In divorce or any other breakup, you will need clarity. The good news is that we have thrived in the world as naked, clawless, and fangless animals simply because we are natural problem-solvers. Our minds are happiest when they’re working toward solutions. And at the end of the day, uncoupling really is about solving problems and forging ahead.
To that end, controlling your breath will become your superpower. In humans, sensing (real and perceived) threats can trigger an automatic physiological response. When this happens, the breath quickens and gets shallower. Short, rapid breathing fires up the body’s automatic fight-or-flight response; adrenaline floods in. Panic sets all of your perception systems on stun, bypassing higher-level brain function.
This science is well established: Again and again, researchers have shown that excessive anxiety inhibits cognition, which includes memory, speech and language, complex perception, orientation, attention, judgment, planning, and decision-making. When we’re frightened, provoked, or threatened, our amygdala—the most primitive part of the brain—takes over, triggering a system-wide physiological response primed to detect and react to physical threats and propel the body into action. This panic reaction overrides executive functioning because, frankly, if the cave bear is about to attack, who has time to reason with it or question its motives?
Called the fight, flight, or freeze response (FFF), this reaction has its uses. It’s the reason we jump away from a swerving car without even thinking. But in the modern world, most high-anxiety situations—a test, a deadline, a public-speaking engagement, a divorce—are best handled by cooler heads. Your lawyer may want you to calculate your monthly expenses, a perfectly reasonable request, but inside, your anxious, hyperstimulated brain may be screaming, “Screw it! The end is nigh!”
Non-physical threats such as vicious emails, texts, or phone calls can trigger the FFF response just as physical threats do. Calming the amygdala through breathing and mindfulness techniques and regular meditation allows us to quell the panic response to access higher cognitive functioning once again. When the panic reaction subsides, then the rational, thoughtful part of our brain has the space to lead the way.
So when the phone rings, pause. Is now a good time? Do you have the emotional bandwidth to manage your reaction? Are you grounded enough to stay focused? If not, let it go to voicemail. It’s most likely that nothing needs to be decided this very minute.
Same with email. I suggest creating a separate divorce-related email account. You can share this address with your lawyer. You can also set your other email accounts to auto-forward messages to this address from your ex and anyone else who might send highly charged missives your way. (Your mother? Your soon-to-be-ex-mother-in-law?) Now you control when and where you deal with this stuff.
Through trial and error, you will figure out the right time of day to tackle divorce stuff. Maybe post workout when your feel-good neurochemical levels are high, or after a glass of wine or your yoga practice.
Regardless, there will be times when you feel a compulsion to fire right back or freak out or collapse in a raging heap, but hang on. Remember that a panicked reaction isn’t coming from the best you.
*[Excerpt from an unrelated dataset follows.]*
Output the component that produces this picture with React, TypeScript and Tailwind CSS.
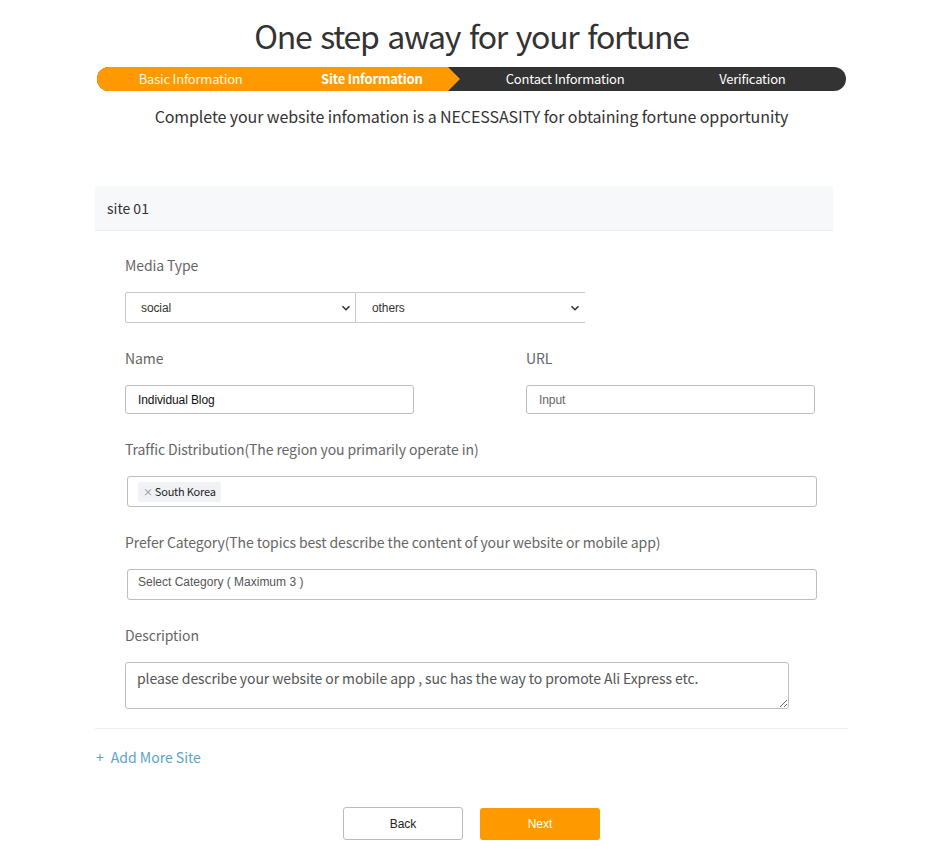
import React from "react";

const F = "font-['Noto_Sans_CJK_KR','Noto_Sans',sans-serif]";
const A = "font-['Liberation_Sans',Arial,sans-serif]";

function Chevron() {
  return (
    <svg width="10" height="10" viewBox="0 0 10 10" className="pointer-events-none absolute top-1/2 -translate-y-1/2 right-[5px]">
      <path d="M1.5 3.2 L5 6.7 L8.5 3.2" fill="none" stroke="#333" strokeWidth="1.6" />
    </svg>
  );
}

export default function App() {
  return (
    <div className={`min-h-[854px] bg-white ${F} text-[#333]`}>
      <div className="w-[753px] mx-auto pb-4">
        <h1 className="mt-[15px] text-center text-[32px] leading-[40px] text-[#333] tracking-[-1.3px] [word-spacing:3px]">
          One step away for your fortune
        </h1>

        <div className="mt-[12px] mx-[2px] relative h-[24px] rounded-full overflow-hidden bg-[#333]">
          <div className="absolute left-0 top-0 h-full w-[363px] bg-[#ff9900] [clip-path:polygon(0_0,351px_0,100%_50%,351px_100%,0_100%)]" />
          <div className="relative grid grid-cols-4 h-full text-[13px] leading-[24px] text-white text-center tracking-[-0.2px]">
            <span className="text-white/90">Basic Information</span>
            <span className="font-bold pr-[12px]">Site Information</span>
            <span>Contact Information</span>
            <span>Verification</span>
          </div>
        </div>

        <p className="mt-[13px] text-center text-[16px] leading-[24px] text-[#333] tracking-[-0.1px]">
          Complete your website infomation is a NECESSASITY for obtaining fortune opportunity
        </p>

        <div className="mt-[58px] mr-[15px] h-[45px] bg-[#f7f8fa] border-b border-[#eeeeee] pl-[12px] flex items-center text-[14px] text-[#333]">
          site 01
        </div>

        <div className="pl-[30px] text-[14px] tracking-[-0.1px]">
          <div className="mt-[24px] leading-[20px] text-[#666]">Media Type</div>
          <div className="mt-[17px] flex">
            <div className="relative w-[231px] h-[31px]">
              <select className={`${A} appearance-none w-full h-full border border-[#c8c8c8] rounded-l-[2px] pl-[15px] text-[12px] text-[#333] bg-white outline-none`} defaultValue="social">
                <option value="social">social</option>
              </select>
              <Chevron />
            </div>
            <div className="relative w-[229px] h-[31px]">
              <select className={`${A} appearance-none w-full h-full border-y border-r-0 border-l-0 border-[#c8c8c8] pl-[16px] text-[12px] text-[#333] bg-white outline-none`} defaultValue="others">
                <option value="others">others</option>
              </select>
              <Chevron />
            </div>
          </div>

          <div className="mt-[25px] flex">
            <div className="w-[401px]">
              <div className="leading-[20px] text-[#666]">Name</div>
              <input
                className={`${A} mt-[17px] w-[289px] h-[29px] border border-[#bdbdbd] rounded-[3px] px-[12px] text-[12px] text-[#111] outline-none`}
                defaultValue="Individual Blog"
              />
            </div>
            <div>
              <div className="leading-[20px] text-[#666]">URL</div>
              <input
                className={`${A} mt-[17px] w-[289px] h-[29px] border border-[#bdbdbd] rounded-[3px] px-[12px] text-[12px] outline-none placeholder:text-[#666]`}
                placeholder="Input"
              />
            </div>
          </div>

          <div className="mt-[25px] leading-[20px] text-[#666]">Traffic Distribution(The region you primarily operate in)</div>
          <div className="mt-[17px] ml-[2px] w-[690px] h-[31px] border border-[#bdbdbd] rounded-[3px] flex items-center pl-[10px]">
            <span className="h-[20px] px-[5px] bg-[#f1f2f6] rounded-[3px] flex items-center gap-[2px] text-[11px] tracking-[-0.2px] text-[#222]">
              <span className="text-[10px] text-[#888]">×</span>South Korea
            </span>
          </div>

          <div className="mt-[25px] leading-[20px] text-[#666]">Prefer Category(The topics best describe the content of your website or mobile app)</div>
          <div className={`${A} mt-[17px] ml-[2px] w-[690px] h-[31px] border border-[#bdbdbd] rounded-[3px] pl-[10px] pt-[5px] text-[12px] leading-[14px] text-[#555] tracking-normal`}>
            Select Category ( Maximum 3 )
          </div>

          <div className="mt-[25px] leading-[20px] text-[#666]">Description</div>
          <textarea
            className={`${F} block mt-[17px] w-[664px] h-[47px] border border-[#bdbdbd] rounded-[3px] px-[11px] pt-[5px] text-[14px] leading-[20px] outline-none placeholder:text-[#555]`}
            placeholder="please describe your website or mobile app , suc has the way to promote Ali Express etc."
          />
        </div>

        <div className="mt-[19px] border-t border-[#eeeeee]" />

        <div className="mt-[18px] pl-[1px] leading-[20px] text-[14px] text-[#5ba2c9] flex">
          <span>+</span>
          <span className="ml-[7px]">Add More Site</span>
        </div>

        <div className={`${A} mt-[40px] flex justify-center gap-[17px] text-[12px]`}>
          <button className="w-[120px] h-[33px] border border-[#bbbbbb] rounded-[3px] bg-white text-[#222]">Back</button>
          <button className="w-[120px] h-[32px] mt-[1px] rounded-[3px] bg-[#ff9900] text-white">Next</button>
        </div>
      </div>
    </div>
  );
}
Instead, try giving yourself the space to let those panicky feelings subside. Breathe deeply, take a bath or a walk, or do some stretching on your mat, all in the service of quieting the amygdala to access your clear-headed self—the person who makes careful decisions, plans for the future, and anticipates the consequences of actions. The panicked brain can only think about this very moment. But there will be a tomorrow, and a next week, and a next year. Now that you’re in a divorce, you need to be strategic. You need to begin writing your next chapter. So wait. A few hours or days can make all the difference in how you manage the challenges ahead.